Film-film Rohrwacher seringkali bernuansa misterius, struktur ceritanya mirip dongeng, dan mengangkat tema kedewasaan. Film terbarunya Happy as Lazzaro menghadirkan satu adegan dengan teknik tracking shot paling berkesan dalam dunia sinema selama satu dekade terakhir.

Hamaguchi Ryusuke
Kewarganegaraan: Jepang
Film Terbaiknya: Passion (2008), The Depths (2010), Touching the Skin of Eeriness (2013), Voices from the Waves (2013), Asako I & II (2018)

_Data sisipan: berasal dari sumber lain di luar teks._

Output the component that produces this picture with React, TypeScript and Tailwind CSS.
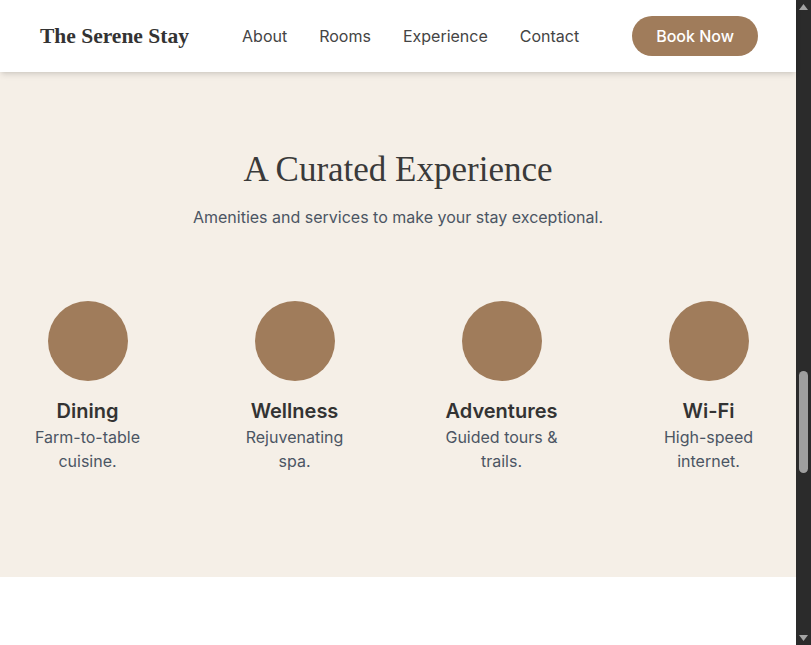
import React from 'react';

const amenities = [
  { title: 'Dining', text: 'Farm-to-table cuisine.' },
  { title: 'Wellness', text: 'Rejuvenating spa.' },
  { title: 'Adventures', text: 'Guided tours & trails.' },
  { title: 'Wi-Fi', text: 'High-speed internet.' },
];

const serif = "font-['Liberation_Serif',_'DejaVu_Serif',_serif]";

export default function App() {
  return (
    <div className="flex h-screen overflow-hidden bg-white font-['Inter',_'Noto_Sans',_sans-serif] text-[#333]">
      <div className="min-w-0 flex-1">
        <header className="relative z-10 h-[72px] bg-white shadow-md">
          <div className="flex h-full items-center justify-between pl-10 pr-[38px]">
            <a className={`${serif} text-[21.5px] font-bold text-[#333]`}>The Serene Stay</a>
            <div className="flex items-center">
              <nav className="flex items-center gap-8 text-base text-[#444]">
                <a>About</a>
                <a>Rooms</a>
                <a>Experience</a>
                <a>Contact</a>
              </nav>
              <button className="ml-[53px] rounded-full bg-[#a07c5b] px-6 py-2 text-base font-medium text-white">
                Book Now
              </button>
            </div>
          </div>
        </header>

        <section className="h-[505px] bg-[#f5efe7] px-6 pt-[78px]">
          <h2 className={`${serif} text-center text-[35px] leading-10 text-[#3a3a3a]`}>A Curated Experience</h2>
          <p className="mt-[15px] text-center text-base text-[#4b5563]">
            Amenities and services to make your stay exceptional.
          </p>
          <div className="mt-[72px] grid grid-cols-4 gap-20">
            {amenities.map((item) => (
              <div key={item.title} className="flex flex-col items-center text-center">
                <div className="h-20 w-20 rounded-full bg-[#a07c5b]" />
                <h3 className="mt-4 text-xl font-semibold text-[#333]">{item.title}</h3>
                <p className="text-base text-[#4b5563]">{item.text}</p>
              </div>
            ))}
          </div>
        </section>

        <section className="h-[600px] bg-white" />
      </div>

      {/* page scrollbar */}
      <div className="flex w-[15px] shrink-0 flex-col items-center bg-[#2b2b2b]">
        <svg width="9" height="6" viewBox="0 0 9 6" className="mt-1">
          <path d="M4.5 0 L9 6 L0 6 Z" fill="#a3a3a3" />
        </svg>
        <div className="mt-[361px] h-[102px] w-[9px] rounded-full bg-[#9f9f9f]" />
        <div className="flex-1" />
        <svg width="9" height="6" viewBox="0 0 9 6" className="mb-1">
          <path d="M0 0 L9 0 L4.5 6 Z" fill="#a3a3a3" />
        </svg>
      </div>
    </div>
  );
}
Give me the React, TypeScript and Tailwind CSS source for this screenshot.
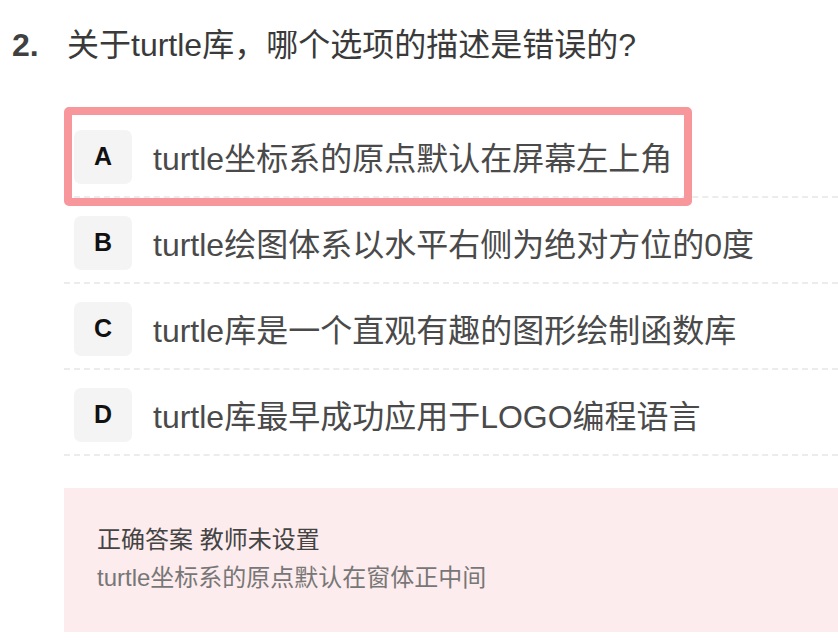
import React from "react";

const options = [
  { key: "A", text: "turtle坐标系的原点默认在屏幕左上角", selected: true },
  { key: "B", text: "turtle绘图体系以水平右侧为绝对方位的0度" },
  { key: "C", text: "turtle库是一个直观有趣的图形绘制函数库" },
  { key: "D", text: "turtle库最早成功应用于LOGO编程语言" },
];

export default function App() {
  return (
    <div
      className="w-[838px] h-[642px] bg-white overflow-hidden"
      style={{ fontFamily: '"Liberation Sans", "Noto Sans CJK SC", sans-serif' }}
    >
      <div className="flex items-center h-[44px] mt-[23px] pl-[12px]">
        <span className="text-[32px] font-bold text-[#404040] leading-[44px] w-[55px]">2.</span>
        <span className="text-[32px] text-[#3a3a3a] leading-[44px]">
          关于turtle库，哪个选项的描述是错误的?
        </span>
      </div>

      <div className="mt-[45px] pl-[64px]">
        {options.map((o) => (
          <div
            key={o.key}
            className="relative flex items-center h-[86px] pl-[10px] pt-[5px] border-b-2 border-dashed border-[#ececec]"
          >
            <div
              className="flex items-center justify-center w-[58px] h-[54px] rounded-[7px] bg-[#f4f4f4] font-bold text-[#111]"
              style={{ fontSize: "25px", lineHeight: "1" }}
            >
              {o.key}
            </div>
            <div className="ml-[21px] mt-[5px] text-[32px] text-[#4a4a4a] leading-[44px] whitespace-nowrap">
              {o.text}
            </div>
            {o.selected && (
              <div className="absolute left-0 top-[-5px] w-[628px] h-[99px] border-[8px] border-[#f7979c] rounded-[5px] pointer-events-none" />
            )}
          </div>
        ))}
      </div>

      <div className="ml-[64px] mt-[32px] h-[144px] bg-[#fdeced] px-[33px] pt-[33px]">
        <div className="text-[24px] leading-[38px] text-[#444]">正确答案 教师未设置</div>
        <div className="text-[24px] leading-[38px] text-[#777]">turtle坐标系的原点默认在窗体正中间</div>
      </div>
    </div>
  );
}
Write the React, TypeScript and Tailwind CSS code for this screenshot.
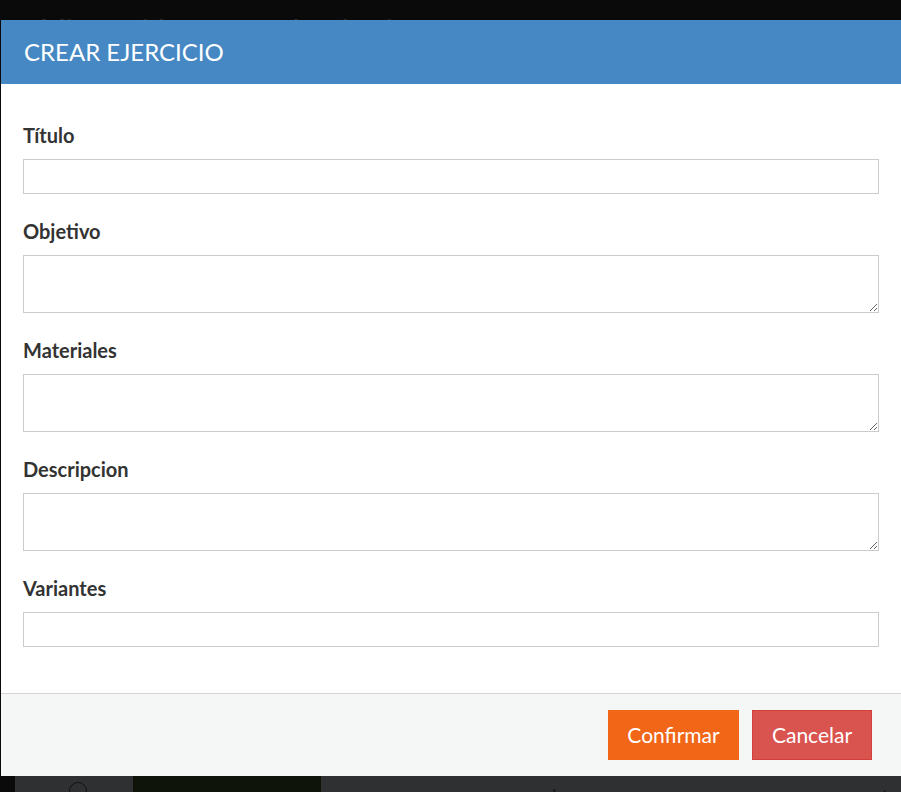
import React from 'react';

const fields = [
  { label: 'Título', type: 'input' },
  { label: 'Objetivo', type: 'textarea' },
  { label: 'Materiales', type: 'textarea' },
  { label: 'Descripcion', type: 'textarea' },
  { label: 'Variantes', type: 'input' },
];

const App: React.FC = () => {
  return (
    <div className="relative h-[792px] w-[901px] overflow-hidden bg-[#0a0a0a] font-['Lato','Liberation_Sans',sans-serif]">
      {/* Page behind the modal */}
      <div className="flex h-full flex-col">
        <div className="h-[20px] overflow-hidden pl-[40px] pt-[12px] text-[28px] leading-[34px] text-[#2e2e2e]">
          <span>Mis partidas</span>
          <span className="ml-[96px]">Academia</span>
        </div>
        <div className="h-[756px]" />
        <div className="ml-[15px] flex flex-1 items-start overflow-hidden bg-[#2f3032]">
          <div className="ml-[54px] mt-[6px] h-[20px] w-[18px] shrink-0 rounded-full border border-[#111]" />
          <div className="ml-[46px] h-full w-[188px] shrink-0 bg-[#0f140b]" />
          <span className="ml-[195px] mt-[8px] text-[18px] leading-[22px] text-[#111]">prueba</span>
          <span className="ml-[282px] mt-[8px] text-[18px] leading-[22px] text-[#111]">cont</span>
        </div>
      </div>

      {/* Modal */}
      <div className="absolute left-[1px] right-0 top-[20px] flex h-[756px] flex-col bg-white">
        <div className="flex h-[64px] items-center bg-[#4588c3] px-[23px]">
          <h2 className="text-[24px] leading-none text-white">CREAR EJERCICIO</h2>
        </div>

        <div className="flex flex-1 flex-col gap-[25px] px-[22px] pt-[39px]">
          {fields.map((f) => (
            <div key={f.label} className="flex flex-col">
              <label className="mb-[12px] text-[20px] font-bold leading-[24px] text-[#333]">{f.label}</label>
              {f.type === 'input' ? (
                <input
                  type="text"
                  className="h-[35px] w-full border border-[#ccc] px-[10px] text-[16px] outline-none"
                />
              ) : (
                <textarea className="h-[58px] w-full resize-y border border-[#ccc] px-[10px] text-[16px] outline-none" />
              )}
            </div>
          ))}
        </div>

        <div className="flex h-[83px] items-start justify-end gap-[13px] border-t border-[#d4d4d4] bg-[#f5f6f6] pr-[29px] pt-[16px]">
          <button className="h-[50px] w-[131px] bg-[#f26618] text-[21px] text-white">Confirmar</button>
          <button className="h-[50px] w-[120px] border border-[#d43f3a] bg-[#d9534f] text-[21px] text-white">Cancelar</button>
        </div>
      </div>
    </div>
  );
};

export default App;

Hamaguchi mulai dikenal para pelaku industri dunia pada 2015, lewat filmnya Happy Hour berdurasi lima setengah jam, bercerita tentang persahabatan empat perempuan. Visi artistiknya seringkali dianggap mirip sutradara legendaris Jacques Rivette. Hamaguchi sangat lihai mengejutkan penonton dengan plot tak disangka-sangka. Simak filmnya Asako I & II, yang membuatnya dianggap sutradara paling menarik dari Asia saat ini.

Mati Diop
Kewarganegaraan: Prancis
Film Terbaiknya: Big in Vietnam (2012, film pendek), A Thousand Suns (2013, film pendek), Atlantics (2019).

Diop, sebagai anak dari imigran di Prancis, punya obsesi mengangkat cerita-cerita tentang mereka yang harus meninggalkan tanah airnya dan mengadu nasib di negara lain. Setelah menggarap sekian film pendek, namanya dikenal luas berkat keberhasilan menang Cannes Grand Prix untuk film terbarunya Atlantics.

Yoon Gaeun
Kewarganegaraan: Korea Selatan
Film Terbaiknya: Sprout (2013, film pendek), The World of Us (2016), The House of Us (2019)

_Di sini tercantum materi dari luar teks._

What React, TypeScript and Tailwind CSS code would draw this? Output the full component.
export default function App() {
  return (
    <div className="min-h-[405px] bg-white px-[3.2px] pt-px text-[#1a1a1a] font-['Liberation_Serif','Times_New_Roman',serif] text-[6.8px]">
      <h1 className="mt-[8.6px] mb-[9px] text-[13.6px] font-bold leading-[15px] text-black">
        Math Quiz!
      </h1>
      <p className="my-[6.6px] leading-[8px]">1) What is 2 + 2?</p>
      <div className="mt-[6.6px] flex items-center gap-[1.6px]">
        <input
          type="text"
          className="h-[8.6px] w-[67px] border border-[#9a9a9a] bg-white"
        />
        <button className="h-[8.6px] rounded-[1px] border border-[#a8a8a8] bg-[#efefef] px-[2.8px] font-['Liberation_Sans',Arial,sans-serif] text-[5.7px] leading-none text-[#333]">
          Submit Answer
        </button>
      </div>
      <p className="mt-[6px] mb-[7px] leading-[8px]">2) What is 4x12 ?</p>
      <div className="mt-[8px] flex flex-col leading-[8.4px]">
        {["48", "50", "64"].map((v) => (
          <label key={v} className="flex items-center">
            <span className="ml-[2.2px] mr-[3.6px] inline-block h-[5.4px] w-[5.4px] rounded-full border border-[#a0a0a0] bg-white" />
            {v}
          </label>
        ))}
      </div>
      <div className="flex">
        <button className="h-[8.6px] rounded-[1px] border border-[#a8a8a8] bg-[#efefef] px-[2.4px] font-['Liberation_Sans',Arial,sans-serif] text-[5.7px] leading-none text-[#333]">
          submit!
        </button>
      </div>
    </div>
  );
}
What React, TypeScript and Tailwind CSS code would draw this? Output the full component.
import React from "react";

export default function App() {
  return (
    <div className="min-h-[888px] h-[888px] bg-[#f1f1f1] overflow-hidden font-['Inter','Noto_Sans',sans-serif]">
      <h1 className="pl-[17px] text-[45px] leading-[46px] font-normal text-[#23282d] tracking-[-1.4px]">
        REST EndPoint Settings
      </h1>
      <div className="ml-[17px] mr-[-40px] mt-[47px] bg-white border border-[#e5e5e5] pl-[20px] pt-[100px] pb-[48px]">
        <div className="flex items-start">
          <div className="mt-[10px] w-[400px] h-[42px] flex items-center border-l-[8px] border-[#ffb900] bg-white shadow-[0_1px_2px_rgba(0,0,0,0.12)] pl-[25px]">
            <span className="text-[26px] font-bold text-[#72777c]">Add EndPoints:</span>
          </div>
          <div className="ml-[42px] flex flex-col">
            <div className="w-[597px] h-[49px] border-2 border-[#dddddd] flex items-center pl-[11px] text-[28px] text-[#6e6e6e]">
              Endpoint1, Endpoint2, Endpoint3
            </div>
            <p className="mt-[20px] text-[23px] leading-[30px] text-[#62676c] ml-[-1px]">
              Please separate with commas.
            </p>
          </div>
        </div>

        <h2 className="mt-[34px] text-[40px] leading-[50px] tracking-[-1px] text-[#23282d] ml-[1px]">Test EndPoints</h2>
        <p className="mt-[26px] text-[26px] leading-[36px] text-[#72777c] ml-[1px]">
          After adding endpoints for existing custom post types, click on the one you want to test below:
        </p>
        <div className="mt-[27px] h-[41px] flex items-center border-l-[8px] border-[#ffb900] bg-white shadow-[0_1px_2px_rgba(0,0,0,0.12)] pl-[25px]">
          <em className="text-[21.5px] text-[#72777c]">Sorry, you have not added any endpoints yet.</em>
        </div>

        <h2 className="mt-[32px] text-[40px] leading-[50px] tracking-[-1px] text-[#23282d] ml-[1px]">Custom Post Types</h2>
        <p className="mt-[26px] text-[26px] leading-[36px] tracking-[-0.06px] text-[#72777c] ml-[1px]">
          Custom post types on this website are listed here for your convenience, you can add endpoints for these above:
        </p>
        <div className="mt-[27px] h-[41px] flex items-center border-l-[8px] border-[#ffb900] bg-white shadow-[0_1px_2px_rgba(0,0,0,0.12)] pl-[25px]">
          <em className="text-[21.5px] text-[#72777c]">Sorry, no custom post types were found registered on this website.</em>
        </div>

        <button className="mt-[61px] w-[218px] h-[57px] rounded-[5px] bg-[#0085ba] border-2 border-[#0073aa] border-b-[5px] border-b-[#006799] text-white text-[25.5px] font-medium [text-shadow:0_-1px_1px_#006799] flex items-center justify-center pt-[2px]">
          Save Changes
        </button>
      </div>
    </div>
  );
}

Bong menilai Gaeun sebagai sutradara muda paling berbakat di Korsel saat ini. Film-film Gaeun seringkali menyorot kehidupan dan keseharian anak secara intim. Sutradara perempuan ini dikenal lihai mengarahkan aktor-aktris anak, termasuk dalam film panjang perdananya The World of Us, yang meraih berbagai penghargaan internasional.

Jordan Peele
Kewarganegaraan: Amerika Serikat
Film Terbaiknya: Get Out (2017), Us (2019)

Peele memulai karir sebagai komedian yang mengasuh program televisi sketsa humor Key & Peele. Lambat laun, dia membuktikan diri sebagai penulis skenario sekaligus sutradara handal. Film-filmnya menguliti budaya rasisme di Amerika Serikat dengan jenaka sekaligus cerdas, lewat kedok genre horor. Film terbarunya, Us, mengangkat tema ketimpangan ekonomi yang amat akut di Negeri Paman Sam.

Ari Aster
Kewarganegaraan: Amerika Serikat
Film Terbaiknya: Munchausen (2013, film pendek), Hereditary (2018), Midsommar (2019)

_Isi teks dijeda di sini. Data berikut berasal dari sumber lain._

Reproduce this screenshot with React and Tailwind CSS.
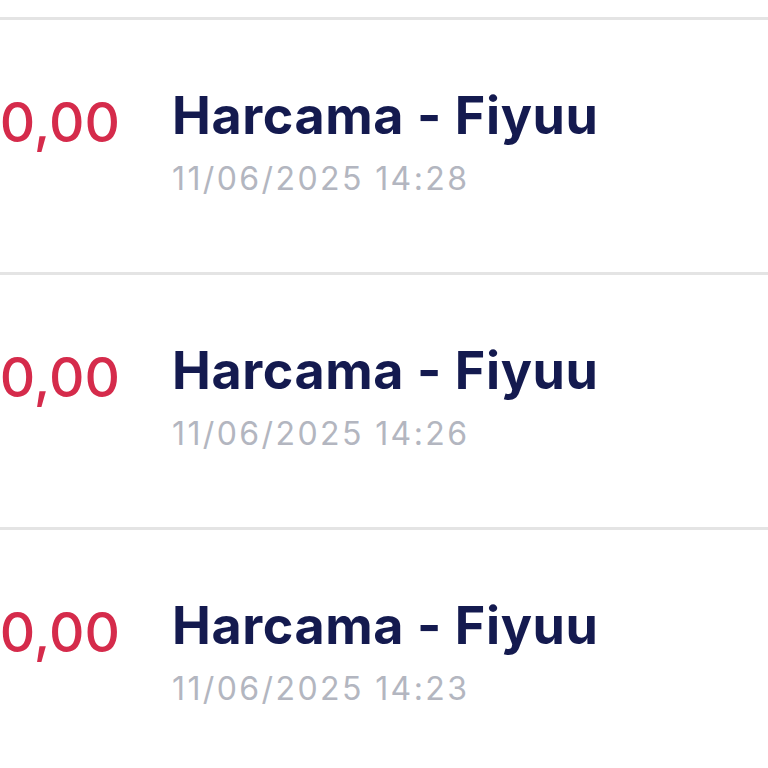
import React from "react";

const rows = [
  { date: "11/06/2025 14:28" },
  { date: "11/06/2025 14:26" },
  { date: "11/06/2025 14:23" },
];

export default function App() {
  return (
    <div
      className="w-[768px] h-[768px] overflow-hidden bg-white"
      style={{ fontFamily: "Inter, 'Noto Sans', sans-serif" }}
    >
      <div className="h-[20px] border-b-[3px] border-[#e4e4e4]" />
      {rows.map((r, i) => (
        <div
          key={i}
          className="h-[255px] border-b-[3px] border-[#e4e4e4] flex items-start pt-[70px]"
        >
          <div className="w-[120px] shrink-0 flex justify-end mt-[5px]">
            <span className="whitespace-nowrap text-[55px] leading-none font-medium text-[#d52b4b]">
              0,00
            </span>
          </div>
          <div className="ml-[52px] flex flex-col">
            <span className="whitespace-nowrap text-[52px] leading-none font-bold tracking-[0.6px] text-[#141a4f]">
              Harcama - Fiyuu
            </span>
            <span className="whitespace-nowrap mt-[21px] text-[32px] leading-none tracking-[2.4px] text-[#b3b6c0]">
              {r.date}
            </span>
          </div>
        </div>
      ))}
    </div>
  );
}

“Aku sempat bertemu Ari Aster di New York. Dia sangat unik dan berbakat,” kata Bong Joon-ho. Nama Aster kini mulai dikenal para pecinta film horor berkat Hereditary dan Midsommar. Bahkan film yang disebut terakhir meraih pujian, karena berhasil menyajikan horor di adegan siang hari, tanpa harus mengandalkan teknik horor klise seperti jumpscare dan permainan gelap. Aster berencana menggarap genre lain sesudah dua film tersebut, dan kita bisa berharap dia sukses mengikuti jejak Bong—menyajikan komentar sosial dalam film yang genrenya tak sekadar drama.

Chloé Zhao
Kewarganegaraan: Tiongkok/AS
Film Terbaiknya: Songs My Brothers Taught Me (2015), The Rider (2017)

Chloé Zhao mengikuti jejak Taika Waititi dan Ryan Coogler, sebagai sutradara indie yang dipercaya menggarap film adaptasi komik Marvel. Sebelum menyaksikan The Eternals sebagai proyek blockbuster pertamanya, kalian perlu menonton film-filmnya dari era festival yang amat indah dan melankolis.

Robert Eggers
Kewarganegaraan: Amerika Serikat
Film Terbaiknya: The Lighthouse (2019), The Witch (2016)

Robert Eggers, seperti Aster, adalah sosok sutradara yang dikenal berkat keberhasilan menyegarkan kembali genre horor. Dia tidak mengandalkan trik klise untuk menakuti penonton. Karya terbaru Eggers, The Lighthouse, adalah upayanya membangkitkan lagi genre ghotic dan folk horor. Film-film berikutnya dari Eggers amat layak kita nantikan.